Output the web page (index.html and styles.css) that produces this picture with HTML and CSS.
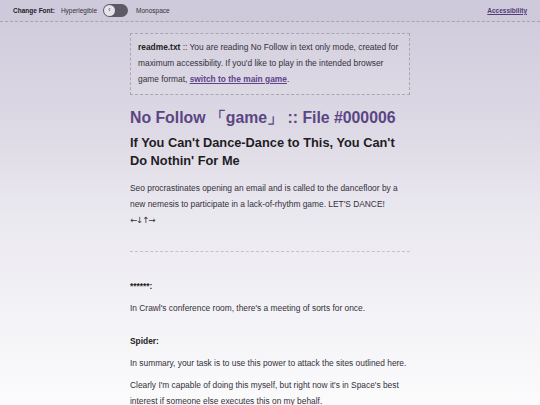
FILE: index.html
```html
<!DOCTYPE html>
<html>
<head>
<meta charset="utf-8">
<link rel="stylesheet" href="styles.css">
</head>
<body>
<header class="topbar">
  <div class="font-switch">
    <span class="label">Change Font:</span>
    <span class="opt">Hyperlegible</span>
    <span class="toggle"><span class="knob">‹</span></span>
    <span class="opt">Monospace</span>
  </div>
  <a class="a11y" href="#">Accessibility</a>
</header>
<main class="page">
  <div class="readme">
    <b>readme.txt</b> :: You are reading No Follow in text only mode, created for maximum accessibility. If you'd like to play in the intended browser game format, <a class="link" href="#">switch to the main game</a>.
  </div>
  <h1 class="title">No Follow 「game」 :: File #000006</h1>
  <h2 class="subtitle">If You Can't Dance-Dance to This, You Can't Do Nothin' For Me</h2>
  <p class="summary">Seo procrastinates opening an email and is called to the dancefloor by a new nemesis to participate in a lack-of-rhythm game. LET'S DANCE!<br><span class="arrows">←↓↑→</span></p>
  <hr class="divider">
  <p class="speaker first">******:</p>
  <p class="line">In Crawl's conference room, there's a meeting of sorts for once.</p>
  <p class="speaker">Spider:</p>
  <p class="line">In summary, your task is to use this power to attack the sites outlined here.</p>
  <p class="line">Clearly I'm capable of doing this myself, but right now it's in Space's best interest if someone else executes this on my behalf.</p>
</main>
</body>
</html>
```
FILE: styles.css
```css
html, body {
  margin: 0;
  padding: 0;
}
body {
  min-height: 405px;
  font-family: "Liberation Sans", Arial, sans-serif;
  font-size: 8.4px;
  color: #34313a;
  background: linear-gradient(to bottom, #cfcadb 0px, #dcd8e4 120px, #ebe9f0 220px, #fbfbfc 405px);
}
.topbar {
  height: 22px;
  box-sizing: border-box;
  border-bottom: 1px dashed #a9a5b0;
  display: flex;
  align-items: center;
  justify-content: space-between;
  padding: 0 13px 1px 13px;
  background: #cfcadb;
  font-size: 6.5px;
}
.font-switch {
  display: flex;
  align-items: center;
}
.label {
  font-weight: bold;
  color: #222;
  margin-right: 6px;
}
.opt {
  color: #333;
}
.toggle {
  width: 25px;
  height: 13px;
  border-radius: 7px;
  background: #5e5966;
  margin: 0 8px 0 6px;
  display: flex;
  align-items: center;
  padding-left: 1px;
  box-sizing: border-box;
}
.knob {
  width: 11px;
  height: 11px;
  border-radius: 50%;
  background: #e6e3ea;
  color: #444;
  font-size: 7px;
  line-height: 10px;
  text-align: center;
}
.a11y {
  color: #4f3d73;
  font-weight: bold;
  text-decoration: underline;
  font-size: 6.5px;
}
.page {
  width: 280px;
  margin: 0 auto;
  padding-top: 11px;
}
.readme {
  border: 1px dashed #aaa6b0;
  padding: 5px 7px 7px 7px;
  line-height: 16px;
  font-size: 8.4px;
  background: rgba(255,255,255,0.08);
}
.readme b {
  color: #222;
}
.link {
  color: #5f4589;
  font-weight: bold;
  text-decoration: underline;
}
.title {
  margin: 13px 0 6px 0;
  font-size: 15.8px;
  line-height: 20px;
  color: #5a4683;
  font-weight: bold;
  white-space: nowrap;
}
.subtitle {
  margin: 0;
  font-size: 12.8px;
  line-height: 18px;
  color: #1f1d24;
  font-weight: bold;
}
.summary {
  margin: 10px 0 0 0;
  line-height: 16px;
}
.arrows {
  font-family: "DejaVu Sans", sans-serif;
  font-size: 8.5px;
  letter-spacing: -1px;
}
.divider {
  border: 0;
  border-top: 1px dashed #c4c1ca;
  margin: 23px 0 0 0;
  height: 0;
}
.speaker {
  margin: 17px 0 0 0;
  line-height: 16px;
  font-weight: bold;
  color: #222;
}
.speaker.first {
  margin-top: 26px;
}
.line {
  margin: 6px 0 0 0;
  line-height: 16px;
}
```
● ● ● ● ●
◆ **Required task**: Quote the full listing above word for word; exclude every picture from the copy.

◆ **Exercise answer**:
Output the web page (index.html and styles.css) that produces this picture with HTML and CSS.
FILE: index.html
```html
<!DOCTYPE html>
<html>
<head>
<meta charset="utf-8">
<link rel="stylesheet" href="styles.css">
</head>
<body>
<header class="topbar">
  <div class="font-switch">
    <span class="label">Change Font:</span>
    <span class="opt">Hyperlegible</span>
    <span class="toggle"><span class="knob">‹</span></span>
    <span class="opt">Monospace</span>
  </div>
  <a class="a11y" href="#">Accessibility</a>
</header>
<main class="page">
  <div class="readme">
    <b>readme.txt</b> :: You are reading No Follow in text only mode, created for maximum accessibility. If you'd like to play in the intended browser game format, <a class="link" href="#">switch to the main game</a>.
  </div>
  <h1 class="title">No Follow 「game」 :: File #000006</h1>
  <h2 class="subtitle">If You Can't Dance-Dance to This, You Can't Do Nothin' For Me</h2>
  <p class="summary">Seo procrastinates opening an email and is called to the dancefloor by a new nemesis to participate in a lack-of-rhythm game. LET'S DANCE!<br><span class="arrows">←↓↑→</span></p>
  <hr class="divider">
  <p class="speaker first">******:</p>
  <p class="line">In Crawl's conference room, there's a meeting of sorts for once.</p>
  <p class="speaker">Spider:</p>
  <p class="line">In summary, your task is to use this power to attack the sites outlined here.</p>
  <p class="line">Clearly I'm capable of doing this myself, but right now it's in Space's best interest if someone else executes this on my behalf.</p>
</main>
</body>
</html>
```
FILE: styles.css
```css
html, body {
  margin: 0;
  padding: 0;
}
body {
  min-height: 405px;
  font-family: "Liberation Sans", Arial, sans-serif;
  font-size: 8.4px;
  color: #34313a;
  background: linear-gradient(to bottom, #cfcadb 0px, #dcd8e4 120px, #ebe9f0 220px, #fbfbfc 405px);
}
.topbar {
  height: 22px;
  box-sizing: border-box;
  border-bottom: 1px dashed #a9a5b0;
  display: flex;
  align-items: center;
  justify-content: space-between;
  padding: 0 13px 1px 13px;
  background: #cfcadb;
  font-size: 6.5px;
}
.font-switch {
  display: flex;
  align-items: center;
}
.label {
  font-weight: bold;
  color: #222;
  margin-right: 6px;
}
.opt {
  color: #333;
}
.toggle {
  width: 25px;
  height: 13px;
  border-radius: 7px;
  background: #5e5966;
  margin: 0 8px 0 6px;
  display: flex;
  align-items: center;
  padding-left: 1px;
  box-sizing: border-box;
}
.knob {
  width: 11px;
  height: 11px;
  border-radius: 50%;
  background: #e6e3ea;
  color: #444;
  font-size: 7px;
  line-height: 10px;
  text-align: center;
}
.a11y {
  color: #4f3d73;
  font-weight: bold;
  text-decoration: underline;
  font-size: 6.5px;
}
.page {
  width: 280px;
  margin: 0 auto;
  padding-top: 11px;
}
.readme {
  border: 1px dashed #aaa6b0;
  padding: 5px 7px 7px 7px;
  line-height: 16px;
  font-size: 8.4px;
  background: rgba(255,255,255,0.08);
}
.readme b {
  color: #222;
}
.link {
  color: #5f4589;
  font-weight: bold;
  text-decoration: underline;
}
.title {
  margin: 13px 0 6px 0;
  font-size: 15.8px;
  line-height: 20px;
  color: #5a4683;
  font-weight: bold;
  white-space: nowrap;
}
.subtitle {
  margin: 0;
  font-size: 12.8px;
  line-height: 18px;
  color: #1f1d24;
  font-weight: bold;
}
.summary {
  margin: 10px 0 0 0;
  line-height: 16px;
}
.arrows {
  font-family: "DejaVu Sans", sans-serif;
  font-size: 8.5px;
  letter-spacing: -1px;
}
.divider {
  border: 0;
  border-top: 1px dashed #c4c1ca;
  margin: 23px 0 0 0;
  height: 0;
}
.speaker {
  margin: 17px 0 0 0;
  line-height: 16px;
  font-weight: bold;
  color: #222;
}
.speaker.first {
  margin-top: 26px;
}
.line {
  margin: 6px 0 0 0;
  line-height: 16px;
}
```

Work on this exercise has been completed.